* [Directions]: Show, in full, each line of the data that contains "page".

━━━ Dataset entries ━━━

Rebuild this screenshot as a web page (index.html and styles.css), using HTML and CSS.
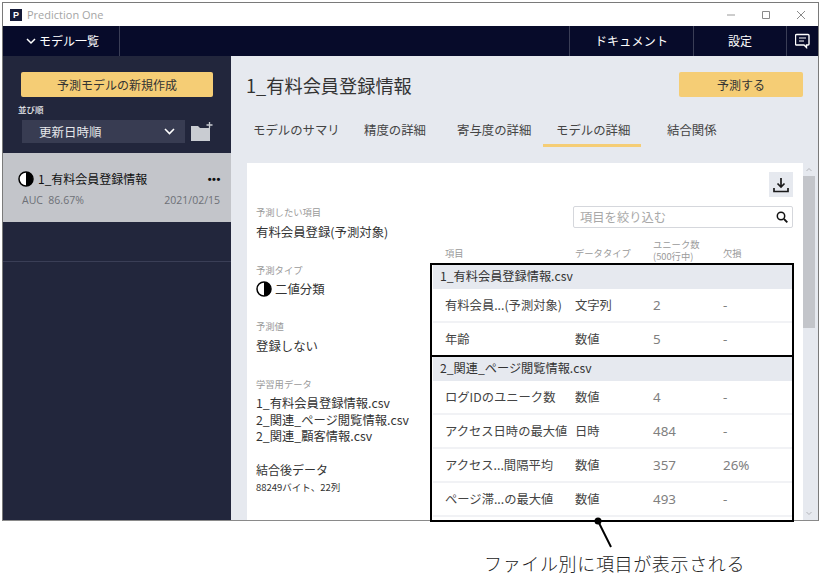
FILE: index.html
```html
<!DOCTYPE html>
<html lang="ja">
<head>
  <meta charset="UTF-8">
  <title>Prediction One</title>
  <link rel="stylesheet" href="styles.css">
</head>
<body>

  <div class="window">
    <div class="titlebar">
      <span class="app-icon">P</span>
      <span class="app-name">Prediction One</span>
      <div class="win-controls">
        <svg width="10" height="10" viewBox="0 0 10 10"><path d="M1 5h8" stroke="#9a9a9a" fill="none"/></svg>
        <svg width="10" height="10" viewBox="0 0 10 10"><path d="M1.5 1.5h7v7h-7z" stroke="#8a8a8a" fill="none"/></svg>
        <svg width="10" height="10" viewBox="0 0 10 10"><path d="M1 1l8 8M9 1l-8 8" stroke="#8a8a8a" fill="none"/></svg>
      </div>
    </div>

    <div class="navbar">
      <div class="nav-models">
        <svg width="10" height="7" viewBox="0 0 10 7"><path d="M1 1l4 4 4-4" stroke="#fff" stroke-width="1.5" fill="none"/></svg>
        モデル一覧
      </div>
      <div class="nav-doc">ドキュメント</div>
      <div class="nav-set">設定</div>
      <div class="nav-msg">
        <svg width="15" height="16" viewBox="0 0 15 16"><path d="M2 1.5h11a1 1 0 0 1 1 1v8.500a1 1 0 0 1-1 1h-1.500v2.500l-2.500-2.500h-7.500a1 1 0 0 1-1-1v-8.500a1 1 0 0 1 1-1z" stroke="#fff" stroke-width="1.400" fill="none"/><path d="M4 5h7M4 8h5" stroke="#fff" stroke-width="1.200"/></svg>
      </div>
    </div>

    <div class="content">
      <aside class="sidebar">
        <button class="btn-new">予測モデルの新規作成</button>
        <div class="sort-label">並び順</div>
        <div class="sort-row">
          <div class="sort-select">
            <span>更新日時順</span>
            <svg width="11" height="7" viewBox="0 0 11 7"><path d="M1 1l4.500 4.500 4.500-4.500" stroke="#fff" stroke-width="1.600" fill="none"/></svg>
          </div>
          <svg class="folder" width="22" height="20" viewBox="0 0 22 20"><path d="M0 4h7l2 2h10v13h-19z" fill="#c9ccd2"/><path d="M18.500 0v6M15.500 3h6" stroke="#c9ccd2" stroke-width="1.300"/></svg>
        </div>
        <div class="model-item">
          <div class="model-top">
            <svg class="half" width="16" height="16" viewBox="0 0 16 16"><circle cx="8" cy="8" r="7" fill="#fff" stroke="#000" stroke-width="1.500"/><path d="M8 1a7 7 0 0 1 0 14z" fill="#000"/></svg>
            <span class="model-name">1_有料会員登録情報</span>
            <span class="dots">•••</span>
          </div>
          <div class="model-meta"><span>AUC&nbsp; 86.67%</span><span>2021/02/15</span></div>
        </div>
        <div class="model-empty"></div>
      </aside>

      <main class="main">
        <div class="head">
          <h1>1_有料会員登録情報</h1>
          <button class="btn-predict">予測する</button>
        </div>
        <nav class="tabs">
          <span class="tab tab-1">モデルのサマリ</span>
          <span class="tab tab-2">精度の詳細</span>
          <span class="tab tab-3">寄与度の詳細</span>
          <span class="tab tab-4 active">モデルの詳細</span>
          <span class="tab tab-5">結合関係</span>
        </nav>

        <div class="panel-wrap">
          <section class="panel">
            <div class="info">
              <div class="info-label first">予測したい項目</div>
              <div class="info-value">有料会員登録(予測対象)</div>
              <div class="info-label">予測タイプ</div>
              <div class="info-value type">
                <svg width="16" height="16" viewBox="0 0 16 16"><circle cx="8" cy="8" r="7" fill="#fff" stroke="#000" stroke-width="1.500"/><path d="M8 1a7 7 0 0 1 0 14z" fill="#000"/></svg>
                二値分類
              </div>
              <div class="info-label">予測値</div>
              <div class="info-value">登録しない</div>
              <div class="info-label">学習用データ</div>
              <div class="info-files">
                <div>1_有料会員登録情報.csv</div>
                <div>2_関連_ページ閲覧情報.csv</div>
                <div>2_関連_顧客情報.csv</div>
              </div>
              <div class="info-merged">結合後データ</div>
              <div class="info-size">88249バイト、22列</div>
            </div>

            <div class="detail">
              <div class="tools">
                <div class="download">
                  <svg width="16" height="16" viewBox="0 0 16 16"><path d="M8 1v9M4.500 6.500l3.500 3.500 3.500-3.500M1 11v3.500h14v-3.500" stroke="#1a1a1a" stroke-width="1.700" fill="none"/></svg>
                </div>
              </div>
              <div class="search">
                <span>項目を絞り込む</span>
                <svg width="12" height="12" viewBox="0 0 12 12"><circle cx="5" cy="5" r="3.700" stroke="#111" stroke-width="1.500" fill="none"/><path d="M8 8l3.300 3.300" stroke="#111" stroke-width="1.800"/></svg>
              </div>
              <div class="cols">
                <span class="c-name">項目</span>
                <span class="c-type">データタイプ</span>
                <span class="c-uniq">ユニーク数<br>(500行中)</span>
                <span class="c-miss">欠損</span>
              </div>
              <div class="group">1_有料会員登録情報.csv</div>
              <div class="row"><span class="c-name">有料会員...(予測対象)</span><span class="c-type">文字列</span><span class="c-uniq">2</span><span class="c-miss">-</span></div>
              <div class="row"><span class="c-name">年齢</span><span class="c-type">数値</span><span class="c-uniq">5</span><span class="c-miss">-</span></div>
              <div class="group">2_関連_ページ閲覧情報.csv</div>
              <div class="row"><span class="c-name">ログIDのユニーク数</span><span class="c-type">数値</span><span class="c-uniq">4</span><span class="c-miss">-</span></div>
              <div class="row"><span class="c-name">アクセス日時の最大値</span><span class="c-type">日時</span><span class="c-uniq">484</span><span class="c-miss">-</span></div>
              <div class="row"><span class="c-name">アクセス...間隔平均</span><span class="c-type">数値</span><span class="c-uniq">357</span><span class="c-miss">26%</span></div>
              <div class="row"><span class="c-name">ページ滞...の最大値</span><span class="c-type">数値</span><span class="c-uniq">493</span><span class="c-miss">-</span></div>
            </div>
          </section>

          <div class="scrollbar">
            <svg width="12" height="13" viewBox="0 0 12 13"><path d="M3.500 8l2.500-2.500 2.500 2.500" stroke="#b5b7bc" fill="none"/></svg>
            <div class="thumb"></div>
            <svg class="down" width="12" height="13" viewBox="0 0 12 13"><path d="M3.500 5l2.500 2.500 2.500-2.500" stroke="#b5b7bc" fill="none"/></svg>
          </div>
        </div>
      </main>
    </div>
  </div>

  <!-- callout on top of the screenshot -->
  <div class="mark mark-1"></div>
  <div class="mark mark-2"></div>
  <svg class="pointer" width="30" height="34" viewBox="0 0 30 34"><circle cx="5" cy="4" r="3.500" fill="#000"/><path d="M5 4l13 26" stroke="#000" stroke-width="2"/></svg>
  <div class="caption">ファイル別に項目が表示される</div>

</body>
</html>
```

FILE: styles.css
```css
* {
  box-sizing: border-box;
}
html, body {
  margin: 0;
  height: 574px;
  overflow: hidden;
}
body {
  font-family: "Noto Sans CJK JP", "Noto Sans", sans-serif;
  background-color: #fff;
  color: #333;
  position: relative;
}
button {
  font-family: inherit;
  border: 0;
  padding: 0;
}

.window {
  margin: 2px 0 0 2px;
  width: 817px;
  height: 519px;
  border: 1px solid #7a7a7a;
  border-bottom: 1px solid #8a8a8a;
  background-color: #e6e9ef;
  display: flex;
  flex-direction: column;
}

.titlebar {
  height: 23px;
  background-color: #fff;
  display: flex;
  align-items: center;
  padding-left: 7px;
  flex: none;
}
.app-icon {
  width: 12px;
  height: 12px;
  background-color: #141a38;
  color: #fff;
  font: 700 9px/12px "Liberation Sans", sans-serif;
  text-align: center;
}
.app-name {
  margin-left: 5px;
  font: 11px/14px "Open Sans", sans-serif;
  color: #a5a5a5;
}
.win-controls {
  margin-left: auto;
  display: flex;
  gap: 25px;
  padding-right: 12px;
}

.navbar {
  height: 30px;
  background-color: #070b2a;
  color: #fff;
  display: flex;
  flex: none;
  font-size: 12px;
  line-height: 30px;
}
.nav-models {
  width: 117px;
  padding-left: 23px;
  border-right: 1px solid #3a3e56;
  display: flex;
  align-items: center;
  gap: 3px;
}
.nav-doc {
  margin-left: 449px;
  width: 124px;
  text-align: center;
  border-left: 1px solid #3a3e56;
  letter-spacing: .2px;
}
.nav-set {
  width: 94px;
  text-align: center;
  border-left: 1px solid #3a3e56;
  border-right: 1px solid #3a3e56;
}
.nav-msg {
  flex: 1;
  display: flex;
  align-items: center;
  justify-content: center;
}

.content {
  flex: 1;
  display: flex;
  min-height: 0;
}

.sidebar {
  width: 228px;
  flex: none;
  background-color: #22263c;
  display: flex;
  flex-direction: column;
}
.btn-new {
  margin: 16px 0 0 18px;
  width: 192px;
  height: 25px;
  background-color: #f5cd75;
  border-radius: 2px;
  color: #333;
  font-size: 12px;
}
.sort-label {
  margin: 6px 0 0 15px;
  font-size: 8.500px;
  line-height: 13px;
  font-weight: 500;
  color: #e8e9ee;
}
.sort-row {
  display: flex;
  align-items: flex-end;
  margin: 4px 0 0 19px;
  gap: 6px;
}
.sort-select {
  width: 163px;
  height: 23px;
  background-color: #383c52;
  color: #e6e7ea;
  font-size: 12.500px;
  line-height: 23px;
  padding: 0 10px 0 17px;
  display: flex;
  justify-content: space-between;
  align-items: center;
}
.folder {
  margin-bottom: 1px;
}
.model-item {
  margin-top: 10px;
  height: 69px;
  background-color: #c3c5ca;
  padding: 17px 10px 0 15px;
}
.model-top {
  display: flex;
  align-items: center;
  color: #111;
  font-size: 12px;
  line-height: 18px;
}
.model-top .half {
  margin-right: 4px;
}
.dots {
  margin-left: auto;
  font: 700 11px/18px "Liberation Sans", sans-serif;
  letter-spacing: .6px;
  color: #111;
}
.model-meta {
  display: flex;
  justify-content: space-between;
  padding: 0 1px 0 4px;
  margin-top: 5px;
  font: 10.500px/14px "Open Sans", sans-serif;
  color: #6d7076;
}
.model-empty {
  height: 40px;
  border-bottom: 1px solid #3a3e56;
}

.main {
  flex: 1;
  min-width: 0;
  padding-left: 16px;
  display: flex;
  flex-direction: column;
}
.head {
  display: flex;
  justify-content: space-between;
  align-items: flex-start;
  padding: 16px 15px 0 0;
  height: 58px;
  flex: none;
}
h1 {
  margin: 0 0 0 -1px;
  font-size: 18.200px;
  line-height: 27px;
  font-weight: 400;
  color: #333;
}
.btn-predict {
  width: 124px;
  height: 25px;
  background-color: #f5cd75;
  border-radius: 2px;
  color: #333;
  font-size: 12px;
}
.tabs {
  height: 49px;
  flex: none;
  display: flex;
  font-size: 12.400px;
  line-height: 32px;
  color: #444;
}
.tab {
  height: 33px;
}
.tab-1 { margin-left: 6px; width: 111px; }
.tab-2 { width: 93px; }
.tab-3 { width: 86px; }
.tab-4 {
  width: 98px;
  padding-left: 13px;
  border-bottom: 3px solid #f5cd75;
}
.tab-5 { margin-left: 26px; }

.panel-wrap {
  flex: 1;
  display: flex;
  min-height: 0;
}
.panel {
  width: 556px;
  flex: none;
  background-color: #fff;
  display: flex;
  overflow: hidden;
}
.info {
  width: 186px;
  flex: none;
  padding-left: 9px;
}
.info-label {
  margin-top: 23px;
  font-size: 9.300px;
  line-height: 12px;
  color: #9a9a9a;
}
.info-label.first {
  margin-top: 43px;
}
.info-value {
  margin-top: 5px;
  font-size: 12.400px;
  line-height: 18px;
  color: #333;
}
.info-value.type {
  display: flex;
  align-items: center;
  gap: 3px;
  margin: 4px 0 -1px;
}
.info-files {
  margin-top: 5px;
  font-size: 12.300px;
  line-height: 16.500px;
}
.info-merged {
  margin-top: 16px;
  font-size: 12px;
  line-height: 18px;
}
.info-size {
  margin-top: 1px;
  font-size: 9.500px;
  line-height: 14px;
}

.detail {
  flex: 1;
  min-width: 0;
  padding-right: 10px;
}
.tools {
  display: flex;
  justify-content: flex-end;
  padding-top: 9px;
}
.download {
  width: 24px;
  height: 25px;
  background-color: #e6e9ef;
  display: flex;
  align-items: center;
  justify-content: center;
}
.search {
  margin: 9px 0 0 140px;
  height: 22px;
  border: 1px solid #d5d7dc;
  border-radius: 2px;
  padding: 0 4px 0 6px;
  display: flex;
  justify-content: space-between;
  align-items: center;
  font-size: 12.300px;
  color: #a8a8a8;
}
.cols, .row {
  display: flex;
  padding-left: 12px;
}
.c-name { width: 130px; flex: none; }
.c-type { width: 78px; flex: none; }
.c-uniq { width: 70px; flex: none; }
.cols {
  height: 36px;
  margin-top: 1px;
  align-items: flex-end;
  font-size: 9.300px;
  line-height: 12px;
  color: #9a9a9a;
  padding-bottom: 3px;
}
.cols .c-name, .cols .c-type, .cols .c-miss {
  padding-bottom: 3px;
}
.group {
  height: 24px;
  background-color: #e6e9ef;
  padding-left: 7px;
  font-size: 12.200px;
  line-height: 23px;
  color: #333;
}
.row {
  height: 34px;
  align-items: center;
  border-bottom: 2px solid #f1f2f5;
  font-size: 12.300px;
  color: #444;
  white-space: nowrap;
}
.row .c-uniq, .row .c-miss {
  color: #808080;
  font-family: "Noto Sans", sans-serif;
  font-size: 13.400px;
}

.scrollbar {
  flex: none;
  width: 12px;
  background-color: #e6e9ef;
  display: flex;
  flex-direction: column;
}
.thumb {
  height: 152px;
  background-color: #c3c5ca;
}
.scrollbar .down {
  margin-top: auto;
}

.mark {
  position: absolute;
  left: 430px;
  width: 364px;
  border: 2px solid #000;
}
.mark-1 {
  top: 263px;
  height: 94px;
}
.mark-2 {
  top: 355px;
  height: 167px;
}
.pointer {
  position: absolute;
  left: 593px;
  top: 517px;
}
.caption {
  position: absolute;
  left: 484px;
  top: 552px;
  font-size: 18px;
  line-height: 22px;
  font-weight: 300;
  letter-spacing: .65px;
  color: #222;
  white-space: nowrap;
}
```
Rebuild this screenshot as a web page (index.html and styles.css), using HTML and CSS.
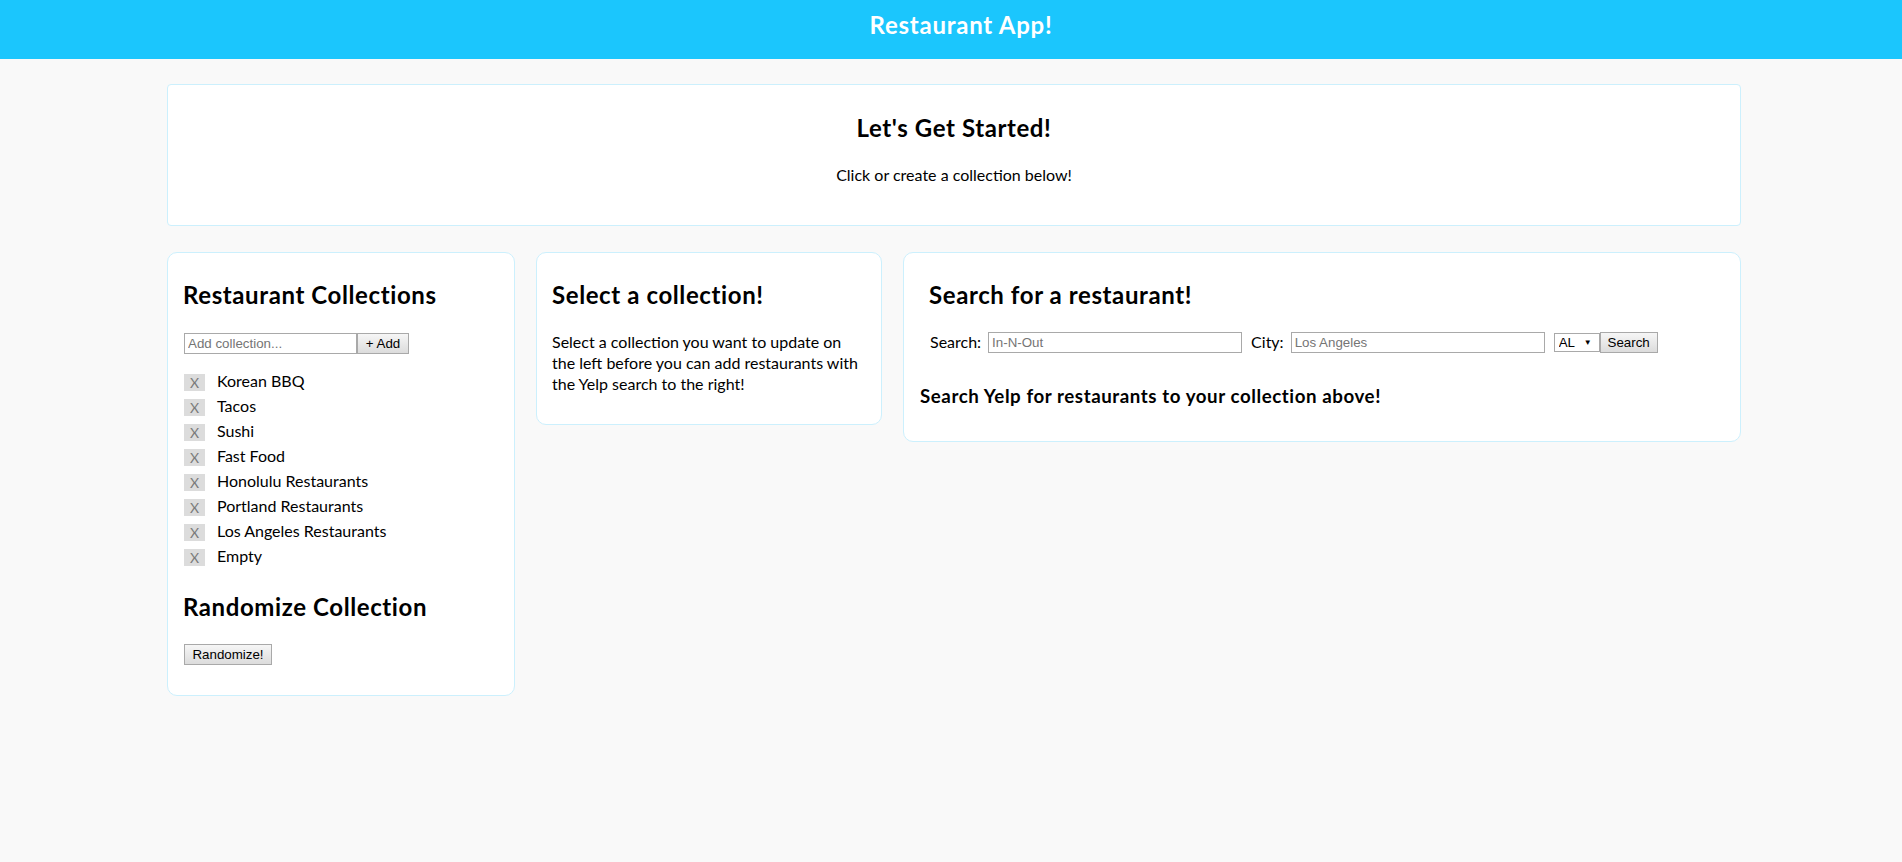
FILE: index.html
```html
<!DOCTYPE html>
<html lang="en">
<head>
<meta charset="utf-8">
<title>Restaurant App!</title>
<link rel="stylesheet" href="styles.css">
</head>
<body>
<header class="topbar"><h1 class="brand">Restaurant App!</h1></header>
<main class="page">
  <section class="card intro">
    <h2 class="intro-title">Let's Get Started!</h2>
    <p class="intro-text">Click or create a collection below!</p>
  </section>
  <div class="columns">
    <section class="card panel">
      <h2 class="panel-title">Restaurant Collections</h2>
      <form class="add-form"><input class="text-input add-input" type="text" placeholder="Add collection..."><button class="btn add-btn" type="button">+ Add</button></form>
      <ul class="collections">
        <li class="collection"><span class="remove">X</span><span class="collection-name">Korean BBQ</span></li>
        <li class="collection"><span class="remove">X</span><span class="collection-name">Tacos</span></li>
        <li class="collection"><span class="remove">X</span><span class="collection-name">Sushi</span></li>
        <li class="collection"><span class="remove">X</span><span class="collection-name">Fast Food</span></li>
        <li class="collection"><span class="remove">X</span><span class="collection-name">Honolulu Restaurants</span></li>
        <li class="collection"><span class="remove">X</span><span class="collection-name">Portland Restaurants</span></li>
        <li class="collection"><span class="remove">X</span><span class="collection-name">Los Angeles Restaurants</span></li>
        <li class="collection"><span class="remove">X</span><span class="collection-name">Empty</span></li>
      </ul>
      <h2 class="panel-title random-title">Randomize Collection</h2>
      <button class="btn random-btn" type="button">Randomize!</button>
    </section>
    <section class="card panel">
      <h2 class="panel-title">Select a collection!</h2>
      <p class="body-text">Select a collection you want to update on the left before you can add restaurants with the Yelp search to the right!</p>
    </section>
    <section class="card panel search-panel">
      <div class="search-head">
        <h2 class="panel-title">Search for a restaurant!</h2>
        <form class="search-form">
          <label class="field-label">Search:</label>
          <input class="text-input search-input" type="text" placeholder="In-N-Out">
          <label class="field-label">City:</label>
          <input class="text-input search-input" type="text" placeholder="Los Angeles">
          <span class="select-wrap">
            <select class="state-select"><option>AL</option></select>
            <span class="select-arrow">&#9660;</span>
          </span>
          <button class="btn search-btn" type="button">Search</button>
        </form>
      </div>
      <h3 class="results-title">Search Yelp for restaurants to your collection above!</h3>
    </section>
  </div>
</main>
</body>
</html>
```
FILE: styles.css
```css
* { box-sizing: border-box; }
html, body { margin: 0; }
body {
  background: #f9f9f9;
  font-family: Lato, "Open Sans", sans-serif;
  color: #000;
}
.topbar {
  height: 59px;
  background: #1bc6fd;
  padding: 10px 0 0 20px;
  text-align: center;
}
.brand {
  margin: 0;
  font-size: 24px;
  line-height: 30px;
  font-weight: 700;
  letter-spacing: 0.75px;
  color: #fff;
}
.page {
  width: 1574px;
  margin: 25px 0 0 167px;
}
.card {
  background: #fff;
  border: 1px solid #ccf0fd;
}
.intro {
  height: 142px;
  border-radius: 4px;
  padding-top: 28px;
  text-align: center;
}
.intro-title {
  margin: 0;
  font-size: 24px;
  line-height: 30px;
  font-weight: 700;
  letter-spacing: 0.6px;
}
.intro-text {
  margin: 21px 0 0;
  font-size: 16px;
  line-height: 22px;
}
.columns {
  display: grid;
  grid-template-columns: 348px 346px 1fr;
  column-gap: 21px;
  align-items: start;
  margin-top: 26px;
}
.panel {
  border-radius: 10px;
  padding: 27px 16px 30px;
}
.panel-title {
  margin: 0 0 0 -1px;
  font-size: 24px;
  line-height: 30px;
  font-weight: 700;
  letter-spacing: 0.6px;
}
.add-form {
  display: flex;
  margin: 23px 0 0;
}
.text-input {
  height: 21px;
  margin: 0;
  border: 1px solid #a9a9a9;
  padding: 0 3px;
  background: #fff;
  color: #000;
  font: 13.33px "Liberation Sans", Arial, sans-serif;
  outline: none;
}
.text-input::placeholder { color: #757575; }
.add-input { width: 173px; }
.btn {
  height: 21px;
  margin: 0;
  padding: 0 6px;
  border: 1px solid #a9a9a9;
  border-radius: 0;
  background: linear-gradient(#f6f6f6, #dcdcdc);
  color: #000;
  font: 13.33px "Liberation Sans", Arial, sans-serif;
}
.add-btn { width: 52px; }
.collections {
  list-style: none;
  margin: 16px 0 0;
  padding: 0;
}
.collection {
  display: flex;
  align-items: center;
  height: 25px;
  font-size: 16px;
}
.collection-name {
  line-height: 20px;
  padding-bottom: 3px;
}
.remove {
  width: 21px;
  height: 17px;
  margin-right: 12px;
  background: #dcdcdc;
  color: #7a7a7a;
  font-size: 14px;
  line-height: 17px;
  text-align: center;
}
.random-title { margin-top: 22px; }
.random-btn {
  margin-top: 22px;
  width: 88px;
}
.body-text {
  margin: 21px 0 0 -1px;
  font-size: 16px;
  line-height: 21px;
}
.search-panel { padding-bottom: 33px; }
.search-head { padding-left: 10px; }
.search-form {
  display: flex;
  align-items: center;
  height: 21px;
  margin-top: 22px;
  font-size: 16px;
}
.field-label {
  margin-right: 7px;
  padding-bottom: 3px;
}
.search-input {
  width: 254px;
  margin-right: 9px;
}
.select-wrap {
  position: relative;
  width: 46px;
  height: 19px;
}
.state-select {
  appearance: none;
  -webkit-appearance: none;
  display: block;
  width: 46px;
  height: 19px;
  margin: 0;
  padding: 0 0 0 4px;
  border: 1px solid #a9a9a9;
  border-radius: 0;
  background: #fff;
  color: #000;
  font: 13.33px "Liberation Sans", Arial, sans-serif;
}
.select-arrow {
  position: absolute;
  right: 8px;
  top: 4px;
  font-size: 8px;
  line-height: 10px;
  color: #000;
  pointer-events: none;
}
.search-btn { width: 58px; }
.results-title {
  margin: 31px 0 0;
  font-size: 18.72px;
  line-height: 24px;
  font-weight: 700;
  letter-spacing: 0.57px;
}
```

━━━

* [Complete response]:
Rebuild this screenshot as a web page (index.html and styles.css), using HTML and CSS.
Rebuild this screenshot as a web page (index.html and styles.css), using HTML and CSS.
<main class="page">
.page {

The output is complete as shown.